The result is a zone of alien resilience, where systems don’t just survive pressure but metabolize it. The creatures here are not survivors; they are the proof that pressure can be the author of innovation.
III. THE LESSON IN THE DARK
Pressure doesn’t break the system. It reveals what was never built to last.
Adaptation to extreme environments isn’t about brute strength. It’s about flexibility, redundancy, and minimal assumptions. The deep teaches us that survival under pressure means changing behavior, structure, logic, and identity. Pressure doesn't merely test systems, it clarifies them. It peels off the decorative and superficial, leaving behind only what can flex and still hold form.
Most systems fail in the deep. Not because they’re weak, but because they’re rigid. Because they assumed light, assumed praise, assumed certainty. But in the deep, assumptions are liabilities. Pressure is not an enemy. It’s a filter. The lesson isn’t how to endure pressure. It’s how to be built for it from the start. Or better yet, how to treat pressure as input, not a threat. As a signal, not stress.
The deep teaches us that life can adapt to almost anything, not through force but by releasing expectation. It bends the structure. It relinquishes rigidity. It learns to see in darkness, speak in pulses, and survive not by resisting the pressure but by folding it into identity. The organisms that thrive there are proof that evolution is possible under stress and may be perfected by it.
IV. THE SYMBOLIC FRAME
In myth, descent is always transformation. Orpheus descends into the underworld. Inanna is stripped of her power at the seven gates. Jonah is swallowed by the whale. These are not journeys, they are excavations. The abyss is never just a location; it is a crucible. It is where the soft tissue burns off and the bone of identity is revealed.
The deep sea is our modern abyss. It mirrors the unconscious, the startup under collapse, the relationship under strain, and the ego under truth. Like Dante’s descent through the Inferno, each layer strips something away, pride, illusion, resistance, until the soul is uncloaked, exposed, and in dialogue with pressure. This descent isn’t punishment. It’s calibration. The deeper you go, the more honest you become. Everything changes to pure survival.
And like in every true myth, the environment doesn’t destroy the hero, it writes them. The darkness is not the villain. It is the page. It’s not fire that tempers the form, it’s pressure.
What survives the deep is what never needed applause. What returns is not whole; it is honed. Silent. Engineered by ordeal. The deep doesn’t decorate. It distills.
V. THE MODERN MIRROR
Extreme Architecture: Subsystems in aerospace, biotech, and deep-tech built to flex and recover, not resist.
Leadership Under Stress: Crisis-trained leaders who don’t overcorrect, they adjust.

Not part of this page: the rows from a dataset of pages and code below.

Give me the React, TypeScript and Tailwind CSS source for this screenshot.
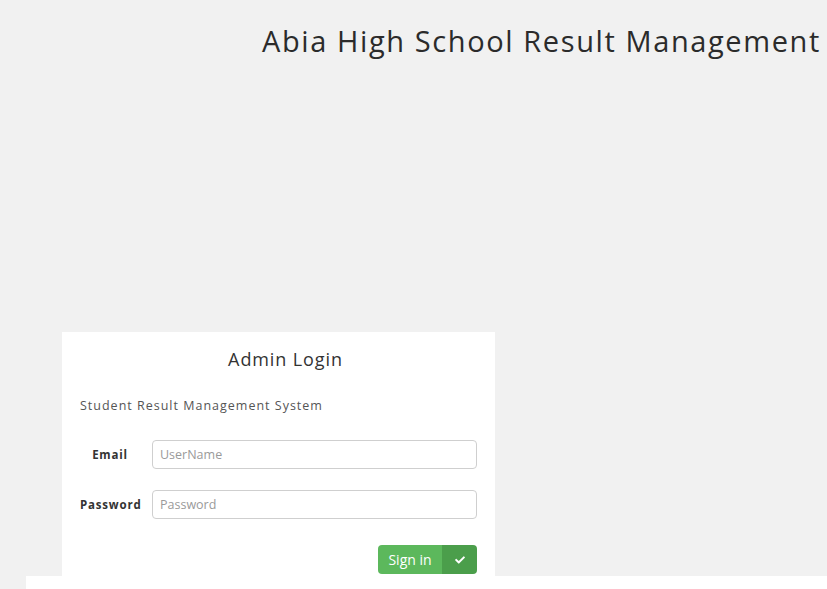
import { FaCheck } from 'react-icons/fa';

const font = { fontFamily: '"Open Sans", "Liberation Sans", sans-serif' };

const Field = ({ label, placeholder, type }: { label: string; placeholder: string; type: string }) => (
  <div className="flex items-center">
    <label className="w-[60px] shrink-0 whitespace-nowrap text-center text-[11.5px] font-bold tracking-[0.07em] text-[#333]">
      {label}
    </label>
    <input
      type={type}
      placeholder={placeholder}
      className="ml-[12px] h-[29px] w-[325px] rounded-[4px] border border-[#cfcfcf] bg-white px-[7px] text-[12.5px] text-[#333] placeholder:text-[#9a9a9a] focus:outline-none"
    />
  </div>
);

export default function App() {
  return (
    <div className="flex min-h-[589px] flex-col bg-[#f1f1f1] text-[#333]" style={font}>
      <h1 className="pl-[262px] pt-[23px] text-[29px] leading-[36px] tracking-[1.6px] text-[#2b2b2b] whitespace-nowrap">
        Abia High School Result Management
      </h1>
      <div className="mt-[273px] ml-[62px] w-[433px] bg-white px-[18px] pt-[14px] pb-[2px]">
        <h2 className="pl-[14px] text-center text-[18px] leading-[26px] tracking-[0.05em] text-[#333]">Admin Login</h2>
        <p className="mt-[24px] text-[12.5px] leading-[20px] tracking-[1px] text-[#555]">Student Result Management System</p>
        <div className="mt-[24px] flex flex-col gap-[21px]">
          <Field label="Email" placeholder="UserName" type="text" />
          <Field label="Password" placeholder="Password" type="password" />
        </div>
        <div className="mt-[26px] flex justify-end">
          <button className="flex h-[29px] overflow-hidden rounded-[4px] text-[14px] text-white">
            <span className="flex w-[64px] items-center justify-center bg-[#5cb85c]">Sign in</span>
            <span className="flex w-[35px] items-center justify-center bg-[#4b9e4b]">
              <FaCheck className="h-[10px] w-[10px]" />
            </span>
          </button>
        </div>
      </div>
      <div className="ml-[26px] flex-1 bg-white" />
    </div>
  );
}
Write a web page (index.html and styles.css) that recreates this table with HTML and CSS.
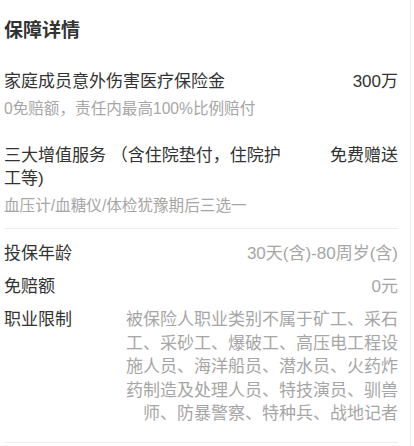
FILE: index.html
```html
<!DOCTYPE html>
<html lang="zh-CN">
<head>
<meta charset="utf-8">
<title>保障详情</title>
<link rel="stylesheet" href="styles.css">
</head>
<body>
<div class="page">
  <h2 class="title">保障详情</h2>
  <div class="benefits">
    <div class="benefit">
      <div class="benefit-main">
        <div class="benefit-name">家庭成员意外伤害医疗保险金</div>
        <div class="benefit-desc">0免赔额，责任内最高100%比例赔付</div>
      </div>
      <div class="benefit-amount">300万</div>
    </div>
    <div class="benefit">
      <div class="benefit-main">
        <div class="benefit-name">三大增值服务 （含住院垫付，住院护工等)</div>
        <div class="benefit-desc">血压计/血糖仪/体检犹豫期后三选一</div>
      </div>
      <div class="benefit-amount">免费赠送</div>
    </div>
  </div>
  <div class="divider"></div>
  <div class="info">
    <div class="info-row">
      <div class="info-label">投保年龄</div>
      <div class="info-value">30天(含)-80周岁(含)</div>
    </div>
    <div class="info-row">
      <div class="info-label">免赔额</div>
      <div class="info-value">0元</div>
    </div>
    <div class="info-row">
      <div class="info-label">职业限制</div>
      <div class="info-value info-value-long">被保险人职业类别不属于矿工、采石工、采砂工、爆破工、高压电工程设施人员、海洋船员、潜水员、火药炸药制造及处理人员、特技演员、驯兽师、防暴警察、特种兵、战地记者</div>
    </div>
  </div>
  <div class="divider divider-bottom"></div>
</div>
</body>
</html>
```

FILE: styles.css
```css
html, body {
  margin: 0;
  padding: 0;
  background: #fff;
}

body {
  font-family: "Liberation Sans", "Noto Sans CJK SC", sans-serif;
  color: #333;
}

.page {
  width: 411px;
  min-height: 446px;
  box-sizing: border-box;
  padding: 17px 12px 0 4px;
  border-right: 1px solid #ececec;
}

.title {
  margin: 0;
  font-size: 19px;
  line-height: 27px;
  font-weight: bold;
  color: #333;
}

.benefits {
  display: flex;
  flex-direction: column;
  gap: 25px;
  padding-top: 26px;
}

.benefit {
  display: flex;
  justify-content: space-between;
  align-items: flex-start;
}

.benefit-main {
  flex: 1;
  min-width: 0;
}

.benefit-name {
  font-size: 17px;
  line-height: 23.5px;
  color: #333;
}

.benefit-desc {
  margin-top: 4px;
  font-size: 15.6px;
  line-height: 21px;
  color: #a6a6a6;
}

.benefit-amount {
  flex-shrink: 0;
  margin-left: 40px;
  font-size: 17px;
  line-height: 23.5px;
  color: #333;
  white-space: nowrap;
}

.divider {
  height: 1px;
  background: #ededed;
  margin: 12px 0 13.5px;
}

.divider-bottom {
  margin: 16px 0 0;
}

.info {
  display: flex;
  flex-direction: column;
  gap: 9.5px;
}

.info-row {
  display: flex;
  justify-content: space-between;
  align-items: flex-start;
  font-size: 17px;
  line-height: 23.5px;
}

.info-label {
  flex-shrink: 0;
  color: #333;
}

.info-value {
  text-align: right;
  color: #a6a6a6;
}

.info-value-long {
  flex: 0 0 274px;
}
```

Data Systems: Redundant, distributed, fail-open, and graceful degradation principles.
VI. DEPLOYMENT LOGIC
Build with compression in mind. Don’t assume access to light, air, clarity, or approval. Train systems to thrive in silence, in pressure, in isolation.
Design for:
Redundancy across functions.
Flexibility over polish.
Signal generation in low-data environments.
Rules:
If it can’t compress, it will shatter.
If it needs light, it’s already dead.
If it lasts in the deep, it’s ready for anything.
VII. CLOSING LINE / CALIBRATION STATEMENT
“Pressure doesn’t break it. It shapes it.”
VIII. FIELD NOTES
James used Hydrogen Sulfide to manufacture thiols; he built equipment and rooms to handle hostile, corrosive, and lethal atmospheres to make flavor molecules.
James learned that sometimes the adaption to pressure doesn't always help, while adapting to the pressure of dealing with too many investors, James had to over design his entire life around timing, leaving no time for leisure or family for several years.
James built fermentation systems with various pressures, greater than or less than 1 ATM to adjust the production of various compounds and drive fermentation direction.